После того как мы расстались с роялем, стало абсолютно ясно, что начинается новый период жизни. Мама была высокой, худенькой женщиной 34 лет со стрижеными волосами и грустными глазами, я — обыкновенной девочкой-подростком 12 лет с двумя уже довольно длинными толстыми косами.
Несмотря ни на что, жизнь во многом продолжала катиться по накатанной дорожке. Летом я, как всегда, оказалась в Костине. Мама сняла там для меня комнатушку, а сама приезжала туда только с субботы на воскресенье.
С осени 38-го года, с пятого класса, началась моя учеба в школе № 401, что рядом с нашим домом. Вместо одной седовласой почтенной Зои Васильевны Марковой появилась целая когорта разномастных учителей. По черчению — Юлия Юлиановна Якимович по прозвищу Курица, с длинным носом и тяжелым задом; по немецкому — кокетливая Екатерина Федоровна Мелленберг, которая, садясь за учительский стол, опускала на него для удобства свою пышную грудь. Литературу преподавал Александр Федорович Просвирнин, молоденький лохматенький учитель, застенчиво поглядывавший на девочек. По ботанике нас просвещала Дина Никифоровна Макеенко, зычным голосом что-то вещавшая про тычинки и пестики. Классным руководителем был учитель географии, сухонький строгий Алексей Герасимович.

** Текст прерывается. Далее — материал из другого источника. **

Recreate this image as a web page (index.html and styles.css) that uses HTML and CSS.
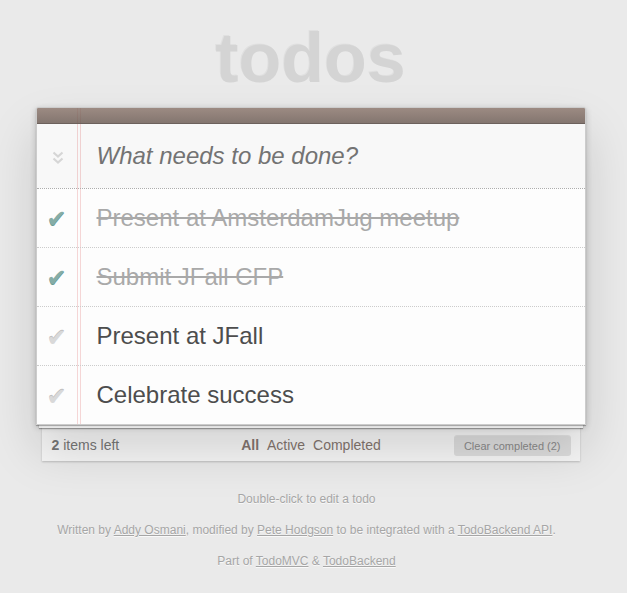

В общем, хлопот прибавилось. Надо было осваивать новые предметы — и новых учителей.
В пятом классе я сблизилась с Тамарой из нашего дома. С ней мы до конца десятого класса вместе сидели за одной партой, а затем еще с полвека тесно общались, хотя наши интересы далеко не во всем совпадали. Тамара, в девичестве Пылева, в первом замужестве — Лебедева, во втором — Ренская и в третьем — Богатырева, была хорошенькая незамысловатая девочка с русыми косичками — немного потоньше, чем у меня, — и с круглыми голубыми глазками, глядевшими на меня порой озадаченно, а на мальчиков — всегда ободряюще. Она жила с родителями и братишкой Борисом на первом этаже в одной из комнат 19-й квартиры, где кроме них жили еще две семьи — немой художник Зиновий с детьми и фабричная работница тетя Стеша с дочкой. Родители называли Бориску Бутузом, а Тамару — Тяпочкой. Его — за кругленькую добродушную мордашку, ее — за беспечность и необидчивость. Последнее я особенно в ней ценила.